The designs are indeed unique to Romanians, says Augustin Buzura, president of the Romanian Cultural Foundation in Bucharest. Buzura is here helping the Smithsonian Institution work on the Romanian part of the festival. He visits the nuns' stand to see how they are enjoying being on display. His country, which is bordered by Hungary, Ukraine, Bulgaria, Yugoslavia and the Black Sea, has many young nuns like Eliseea and Silvana, he says.

"After 50 years of communism people in my country have returned to religion," says Buzura, a bulky man wearing a straw Romanian hat. "These two were known to be the best icon painters in our country."

At home in the Carpathian Mountains, Eliseea and Silvana paint at night, after long days of prayer, cooking and cleaning. Sometimes they paint until 3 a.m. (It takes several weeks to complete a small icon.)

Sister Eliseea is strikingly beautiful, with thick brown eyebrows and flawless olive skin.

"Many people ask me here and in Romania, 'Did you break up with your boyfriend? Did you have a jilted love? Why would you become a nun?' " she says. "I tell them it's a much more serious enterprise. It was a spiritual necessity."

When she was 17 her father died after suffering for more than eight years in communist jails. There are religious leaders in her family. But she decided on her own at 19 that she felt "the calling."

The next day, she packed her bags, took a four-hour train ride and checked into a monastery. At first, she was nervous and longed for her mother and brothers. But they were supportive and happy with her choice.

"In fact, it's a kind of insanity," says Sister Eliseea, who learned English at school, but sometimes asks for a translator when she wants to articulate her insights about God. "You have to be crazy for Christ."

Sister Silvana had a different experience in becoming a nun. At first, her family was nervous about the idea. There was stress and debate. But seeing her happy, they eventually learned to respect her decision. Today she can't imagine another lifestyle. When she paints her icons she describes it as "speaking with God."
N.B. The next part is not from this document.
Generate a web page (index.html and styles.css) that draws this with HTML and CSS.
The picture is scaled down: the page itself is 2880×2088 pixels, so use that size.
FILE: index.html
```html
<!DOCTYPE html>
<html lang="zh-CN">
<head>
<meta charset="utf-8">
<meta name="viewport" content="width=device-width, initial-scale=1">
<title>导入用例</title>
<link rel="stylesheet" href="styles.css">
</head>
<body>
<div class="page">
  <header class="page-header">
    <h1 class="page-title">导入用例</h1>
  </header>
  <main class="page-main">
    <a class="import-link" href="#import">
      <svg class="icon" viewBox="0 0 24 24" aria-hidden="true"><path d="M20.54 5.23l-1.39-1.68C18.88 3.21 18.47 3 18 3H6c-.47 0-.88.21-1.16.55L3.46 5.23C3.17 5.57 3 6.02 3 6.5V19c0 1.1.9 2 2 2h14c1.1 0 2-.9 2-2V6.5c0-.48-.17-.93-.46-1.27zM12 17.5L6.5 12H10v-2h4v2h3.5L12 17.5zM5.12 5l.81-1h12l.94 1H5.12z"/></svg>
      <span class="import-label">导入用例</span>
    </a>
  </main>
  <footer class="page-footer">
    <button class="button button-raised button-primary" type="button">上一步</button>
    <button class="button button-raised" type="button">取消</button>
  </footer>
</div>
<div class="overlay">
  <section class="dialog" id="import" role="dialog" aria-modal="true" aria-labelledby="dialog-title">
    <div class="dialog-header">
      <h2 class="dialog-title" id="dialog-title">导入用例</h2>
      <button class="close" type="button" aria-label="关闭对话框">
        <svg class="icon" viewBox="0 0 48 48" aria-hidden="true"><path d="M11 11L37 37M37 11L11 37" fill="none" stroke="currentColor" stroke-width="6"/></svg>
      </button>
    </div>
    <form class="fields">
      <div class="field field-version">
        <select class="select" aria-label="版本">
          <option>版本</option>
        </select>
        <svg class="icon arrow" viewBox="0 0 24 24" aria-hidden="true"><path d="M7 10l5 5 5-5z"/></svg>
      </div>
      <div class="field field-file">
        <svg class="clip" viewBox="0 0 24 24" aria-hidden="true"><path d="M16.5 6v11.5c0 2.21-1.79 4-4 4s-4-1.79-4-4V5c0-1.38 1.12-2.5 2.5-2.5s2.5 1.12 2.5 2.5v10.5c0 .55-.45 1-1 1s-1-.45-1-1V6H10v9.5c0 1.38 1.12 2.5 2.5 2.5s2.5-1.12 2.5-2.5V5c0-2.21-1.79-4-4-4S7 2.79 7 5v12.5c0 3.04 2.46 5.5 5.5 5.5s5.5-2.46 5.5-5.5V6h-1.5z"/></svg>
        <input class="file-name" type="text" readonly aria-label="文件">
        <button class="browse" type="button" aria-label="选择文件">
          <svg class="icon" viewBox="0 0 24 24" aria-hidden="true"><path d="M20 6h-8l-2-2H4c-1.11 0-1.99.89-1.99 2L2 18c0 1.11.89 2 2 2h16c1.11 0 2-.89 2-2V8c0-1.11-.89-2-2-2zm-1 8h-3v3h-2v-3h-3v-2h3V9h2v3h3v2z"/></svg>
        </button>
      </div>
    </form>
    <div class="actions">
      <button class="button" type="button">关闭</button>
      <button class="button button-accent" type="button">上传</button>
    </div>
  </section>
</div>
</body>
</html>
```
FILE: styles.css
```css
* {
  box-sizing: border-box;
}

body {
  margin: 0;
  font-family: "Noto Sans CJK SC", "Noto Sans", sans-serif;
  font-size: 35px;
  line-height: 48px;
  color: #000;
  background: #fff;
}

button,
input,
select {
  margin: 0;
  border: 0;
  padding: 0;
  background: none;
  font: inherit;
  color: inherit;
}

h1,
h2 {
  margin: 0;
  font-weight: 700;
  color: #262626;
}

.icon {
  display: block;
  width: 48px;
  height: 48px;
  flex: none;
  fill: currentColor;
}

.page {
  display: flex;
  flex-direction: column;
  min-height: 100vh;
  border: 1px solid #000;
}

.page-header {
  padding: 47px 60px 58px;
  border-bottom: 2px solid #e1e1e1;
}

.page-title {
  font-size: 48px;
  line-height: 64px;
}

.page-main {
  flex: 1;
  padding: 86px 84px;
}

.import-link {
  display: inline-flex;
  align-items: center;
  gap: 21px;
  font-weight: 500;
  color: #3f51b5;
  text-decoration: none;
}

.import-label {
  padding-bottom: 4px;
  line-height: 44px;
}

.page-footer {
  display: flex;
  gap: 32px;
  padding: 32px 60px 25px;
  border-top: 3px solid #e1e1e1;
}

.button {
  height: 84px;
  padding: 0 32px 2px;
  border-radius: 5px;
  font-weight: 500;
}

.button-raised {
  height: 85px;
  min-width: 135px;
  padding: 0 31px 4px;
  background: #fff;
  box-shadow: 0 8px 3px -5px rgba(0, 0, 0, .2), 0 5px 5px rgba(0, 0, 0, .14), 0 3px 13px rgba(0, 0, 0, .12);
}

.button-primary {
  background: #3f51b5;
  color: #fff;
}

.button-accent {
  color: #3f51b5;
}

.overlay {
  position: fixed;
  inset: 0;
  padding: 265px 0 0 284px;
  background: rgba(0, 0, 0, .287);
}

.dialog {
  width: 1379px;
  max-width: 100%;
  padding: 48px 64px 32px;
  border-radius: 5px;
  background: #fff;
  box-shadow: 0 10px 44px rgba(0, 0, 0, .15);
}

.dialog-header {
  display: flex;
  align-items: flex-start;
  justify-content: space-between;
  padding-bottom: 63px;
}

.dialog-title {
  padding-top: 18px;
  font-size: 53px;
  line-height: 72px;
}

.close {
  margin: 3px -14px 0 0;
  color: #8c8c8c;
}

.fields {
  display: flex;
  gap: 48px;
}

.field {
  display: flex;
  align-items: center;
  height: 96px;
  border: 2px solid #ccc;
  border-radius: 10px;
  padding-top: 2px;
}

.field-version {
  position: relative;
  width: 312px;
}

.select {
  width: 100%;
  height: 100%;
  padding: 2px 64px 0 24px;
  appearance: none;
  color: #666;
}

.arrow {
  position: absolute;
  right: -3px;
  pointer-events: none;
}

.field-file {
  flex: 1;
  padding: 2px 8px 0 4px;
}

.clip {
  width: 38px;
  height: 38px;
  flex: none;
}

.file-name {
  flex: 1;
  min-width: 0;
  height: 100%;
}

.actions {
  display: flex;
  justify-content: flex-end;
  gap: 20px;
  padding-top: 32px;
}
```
Together with three other nuns, Silvana and Eliseea are working to rebuild a 17th-century monastery, where they will construct a church. Now it's just a cabin in the mountains. Eliseea has had her share of adventures there. She says she's been attacked by a cougar and stuck in a snowstorm, unable to carry food into the cabin.

"The idea to build this is very beautiful, but it is very hard and sometimes you want to give up," she says. "You always have to keep the goal in front of you."
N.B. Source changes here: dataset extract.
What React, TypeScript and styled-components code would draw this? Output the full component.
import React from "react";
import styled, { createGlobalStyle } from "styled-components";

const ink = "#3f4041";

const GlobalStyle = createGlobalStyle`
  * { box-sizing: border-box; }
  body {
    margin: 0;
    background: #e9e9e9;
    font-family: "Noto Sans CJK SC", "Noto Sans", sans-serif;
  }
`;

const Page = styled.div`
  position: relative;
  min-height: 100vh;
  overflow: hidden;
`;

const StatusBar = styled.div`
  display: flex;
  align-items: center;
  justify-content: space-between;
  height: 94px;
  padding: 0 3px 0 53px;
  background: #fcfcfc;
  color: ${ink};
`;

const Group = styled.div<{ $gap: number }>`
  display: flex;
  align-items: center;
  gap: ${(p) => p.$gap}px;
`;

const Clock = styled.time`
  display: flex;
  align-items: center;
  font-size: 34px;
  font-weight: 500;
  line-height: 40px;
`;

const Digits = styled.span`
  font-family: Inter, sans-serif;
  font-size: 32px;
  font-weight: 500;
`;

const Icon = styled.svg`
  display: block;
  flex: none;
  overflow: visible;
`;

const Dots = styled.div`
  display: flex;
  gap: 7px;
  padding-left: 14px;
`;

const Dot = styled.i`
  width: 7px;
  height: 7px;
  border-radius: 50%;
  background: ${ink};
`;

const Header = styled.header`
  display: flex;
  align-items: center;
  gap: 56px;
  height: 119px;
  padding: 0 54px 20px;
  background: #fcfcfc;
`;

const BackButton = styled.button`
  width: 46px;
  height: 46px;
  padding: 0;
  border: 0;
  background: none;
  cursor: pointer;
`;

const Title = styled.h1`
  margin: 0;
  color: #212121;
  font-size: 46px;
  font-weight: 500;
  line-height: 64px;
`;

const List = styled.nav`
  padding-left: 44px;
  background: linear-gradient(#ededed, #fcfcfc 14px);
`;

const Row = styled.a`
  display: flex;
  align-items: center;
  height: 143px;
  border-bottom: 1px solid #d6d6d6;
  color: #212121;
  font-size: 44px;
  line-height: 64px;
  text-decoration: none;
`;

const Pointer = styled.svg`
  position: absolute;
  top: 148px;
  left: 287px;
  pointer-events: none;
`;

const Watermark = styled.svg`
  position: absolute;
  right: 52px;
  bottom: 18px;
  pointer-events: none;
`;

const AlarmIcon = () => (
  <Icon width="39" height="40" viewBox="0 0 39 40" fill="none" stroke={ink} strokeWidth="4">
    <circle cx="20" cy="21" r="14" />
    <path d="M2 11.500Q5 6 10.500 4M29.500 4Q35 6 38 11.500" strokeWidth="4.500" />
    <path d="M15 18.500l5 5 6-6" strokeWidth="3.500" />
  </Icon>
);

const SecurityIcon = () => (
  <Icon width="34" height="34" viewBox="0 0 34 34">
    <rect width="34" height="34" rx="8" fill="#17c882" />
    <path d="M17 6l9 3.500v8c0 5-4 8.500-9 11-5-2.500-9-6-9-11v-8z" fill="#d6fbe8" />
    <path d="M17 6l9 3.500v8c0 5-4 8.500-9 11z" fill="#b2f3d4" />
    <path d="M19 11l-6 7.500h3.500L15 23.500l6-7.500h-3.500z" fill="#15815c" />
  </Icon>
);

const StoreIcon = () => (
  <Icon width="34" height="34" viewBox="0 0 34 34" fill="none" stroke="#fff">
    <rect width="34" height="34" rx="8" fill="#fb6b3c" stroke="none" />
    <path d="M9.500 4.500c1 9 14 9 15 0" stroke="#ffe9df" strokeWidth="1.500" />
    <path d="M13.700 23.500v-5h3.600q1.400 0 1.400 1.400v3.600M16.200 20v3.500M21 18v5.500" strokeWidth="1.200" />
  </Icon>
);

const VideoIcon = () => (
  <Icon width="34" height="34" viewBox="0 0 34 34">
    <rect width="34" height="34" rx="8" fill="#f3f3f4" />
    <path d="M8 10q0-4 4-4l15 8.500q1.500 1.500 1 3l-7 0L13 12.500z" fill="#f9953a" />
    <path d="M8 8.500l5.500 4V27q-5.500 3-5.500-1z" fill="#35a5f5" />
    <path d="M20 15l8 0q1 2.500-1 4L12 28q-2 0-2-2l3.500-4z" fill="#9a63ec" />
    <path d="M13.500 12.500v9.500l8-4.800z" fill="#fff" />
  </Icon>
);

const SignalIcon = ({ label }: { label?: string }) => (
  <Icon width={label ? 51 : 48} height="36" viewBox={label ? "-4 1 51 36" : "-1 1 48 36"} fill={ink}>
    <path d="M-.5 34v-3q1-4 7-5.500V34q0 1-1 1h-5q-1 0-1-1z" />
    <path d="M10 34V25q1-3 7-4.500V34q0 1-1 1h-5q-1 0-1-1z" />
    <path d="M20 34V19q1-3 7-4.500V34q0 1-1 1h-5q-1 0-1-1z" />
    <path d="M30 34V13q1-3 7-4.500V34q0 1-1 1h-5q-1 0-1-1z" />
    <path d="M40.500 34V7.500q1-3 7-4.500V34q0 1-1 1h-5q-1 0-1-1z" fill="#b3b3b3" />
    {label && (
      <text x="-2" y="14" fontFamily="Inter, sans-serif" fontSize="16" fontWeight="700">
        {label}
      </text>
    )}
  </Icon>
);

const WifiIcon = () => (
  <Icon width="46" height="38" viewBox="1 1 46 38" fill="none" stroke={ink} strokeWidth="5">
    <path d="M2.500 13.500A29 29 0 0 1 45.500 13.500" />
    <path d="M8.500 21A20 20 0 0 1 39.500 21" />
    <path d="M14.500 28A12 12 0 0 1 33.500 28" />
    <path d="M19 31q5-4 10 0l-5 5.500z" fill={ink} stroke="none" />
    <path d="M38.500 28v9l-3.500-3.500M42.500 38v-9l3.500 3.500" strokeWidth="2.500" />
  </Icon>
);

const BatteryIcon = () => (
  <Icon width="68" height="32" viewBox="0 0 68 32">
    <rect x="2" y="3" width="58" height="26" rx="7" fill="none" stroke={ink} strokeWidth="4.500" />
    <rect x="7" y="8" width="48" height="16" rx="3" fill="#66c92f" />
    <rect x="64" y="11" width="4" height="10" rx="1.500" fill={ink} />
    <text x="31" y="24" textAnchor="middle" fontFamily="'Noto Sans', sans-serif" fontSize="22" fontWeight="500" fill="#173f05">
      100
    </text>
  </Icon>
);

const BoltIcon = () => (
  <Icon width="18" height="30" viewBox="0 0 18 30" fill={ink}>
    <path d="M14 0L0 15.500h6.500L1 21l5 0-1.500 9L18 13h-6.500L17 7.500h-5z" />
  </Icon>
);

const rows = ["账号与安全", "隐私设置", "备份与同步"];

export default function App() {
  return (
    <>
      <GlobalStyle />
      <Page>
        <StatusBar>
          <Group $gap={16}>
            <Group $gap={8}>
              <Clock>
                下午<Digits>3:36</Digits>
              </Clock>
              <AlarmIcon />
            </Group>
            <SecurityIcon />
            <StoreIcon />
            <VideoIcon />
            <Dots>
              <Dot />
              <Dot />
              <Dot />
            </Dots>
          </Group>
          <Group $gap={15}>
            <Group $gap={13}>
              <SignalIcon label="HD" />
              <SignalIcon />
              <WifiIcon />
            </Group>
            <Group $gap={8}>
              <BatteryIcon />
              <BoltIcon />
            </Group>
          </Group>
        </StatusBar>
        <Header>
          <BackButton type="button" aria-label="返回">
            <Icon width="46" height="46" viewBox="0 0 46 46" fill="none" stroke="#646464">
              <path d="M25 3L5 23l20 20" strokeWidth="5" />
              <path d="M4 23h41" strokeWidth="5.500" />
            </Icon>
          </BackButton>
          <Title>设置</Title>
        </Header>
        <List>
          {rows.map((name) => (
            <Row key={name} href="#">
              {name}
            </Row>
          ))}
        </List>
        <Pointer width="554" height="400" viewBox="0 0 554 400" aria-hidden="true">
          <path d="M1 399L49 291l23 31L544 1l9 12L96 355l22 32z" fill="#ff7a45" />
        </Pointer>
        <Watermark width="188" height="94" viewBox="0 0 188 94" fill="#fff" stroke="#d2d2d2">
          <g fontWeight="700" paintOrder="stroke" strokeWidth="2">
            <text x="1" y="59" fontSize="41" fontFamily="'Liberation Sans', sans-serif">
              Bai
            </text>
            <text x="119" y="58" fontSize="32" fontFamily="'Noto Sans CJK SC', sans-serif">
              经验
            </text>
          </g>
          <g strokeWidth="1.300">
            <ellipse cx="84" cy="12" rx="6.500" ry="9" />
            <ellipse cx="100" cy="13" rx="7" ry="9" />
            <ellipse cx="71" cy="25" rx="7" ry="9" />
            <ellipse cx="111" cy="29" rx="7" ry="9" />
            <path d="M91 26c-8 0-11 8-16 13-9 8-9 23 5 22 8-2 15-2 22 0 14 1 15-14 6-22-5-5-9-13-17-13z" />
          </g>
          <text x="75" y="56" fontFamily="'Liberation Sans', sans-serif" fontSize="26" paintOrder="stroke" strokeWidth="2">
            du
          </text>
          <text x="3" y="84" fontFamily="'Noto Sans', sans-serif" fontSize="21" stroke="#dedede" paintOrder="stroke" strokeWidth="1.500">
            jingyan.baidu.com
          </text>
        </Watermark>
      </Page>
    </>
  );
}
They hope to sell some of the icons at the festival--they range in price from $100 to $300--to raise funds for the construction.
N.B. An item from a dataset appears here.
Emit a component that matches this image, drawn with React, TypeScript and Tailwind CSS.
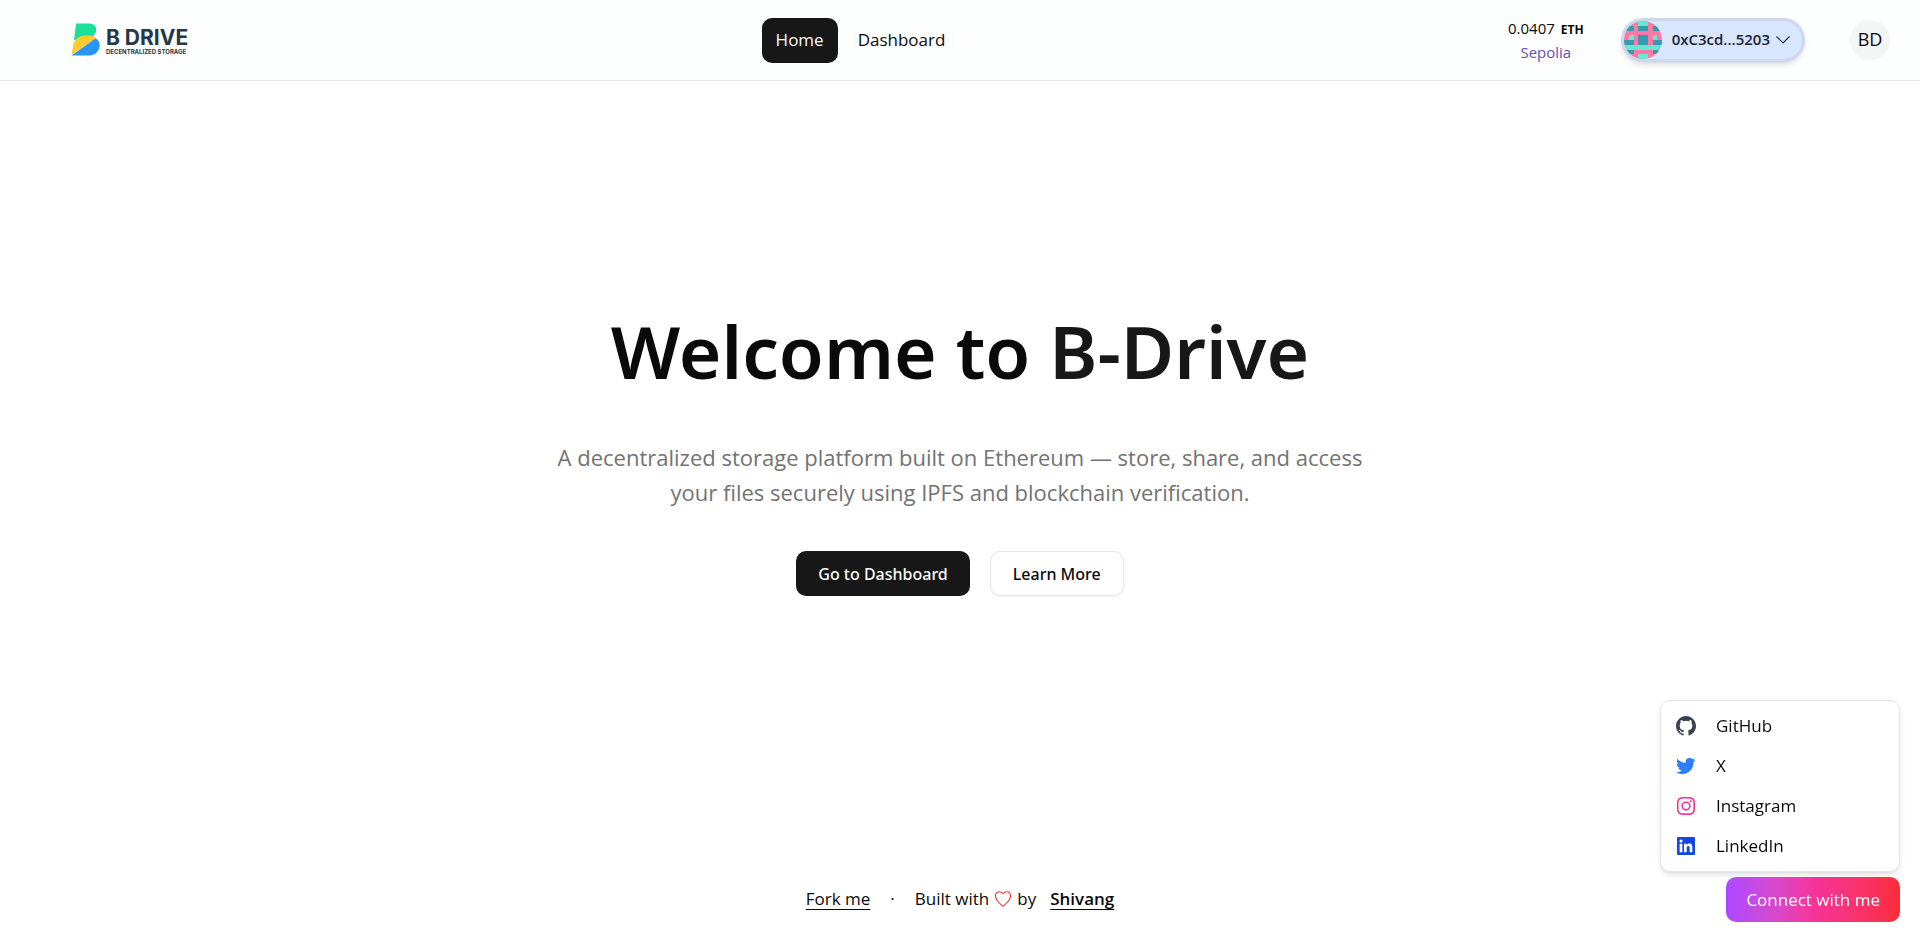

Many Americans seem ready to pull out their wallets when they see the glowing icons. At the table, Sister Eliseea makes sure to tell people that the money will go to God.

After about eight hours at the festival, the sun begins to set and people start to pack up their tents. The Romanian wood carvers in knee-high furry wool socks store their wares. So do the dog-sled carpenters from New Hampshire and the ostrich egg engravers from South Africa. And Sister Eliseea and Sister Silvana start to carefully wrap their icons in newspaper.

They are staying at the Key Bridge Marriott with the hundreds of others in the festival.

At night, there are jumping parties at the hotel where all cultures--New Hampshire folks, South Africans and Romanians--mingle after long sunny days on the Mall.

Eliseea and Silvana will stay for dinner. But afterward they will return to their room to polish their icons and pray.

CAPTION: Romanian Orthodox nun Eliseea Papacioc, left, at the Smithsonian Folklife Festival. "God himself does these icons with His light. When we paint, the icons become a sacred metaphor," she says. Above, Sister Silvana Ciupitu paints letters on a plaque.

CAPTION: Romanian Orthodox nun Eliseea Papacioc explains the technique and meaning of her icons to the curious at the Smithsonian Folklife Festival.

CAPTION: Sister Silvana is undisturbed by peering tourists and festival music as she paints a wooden icon.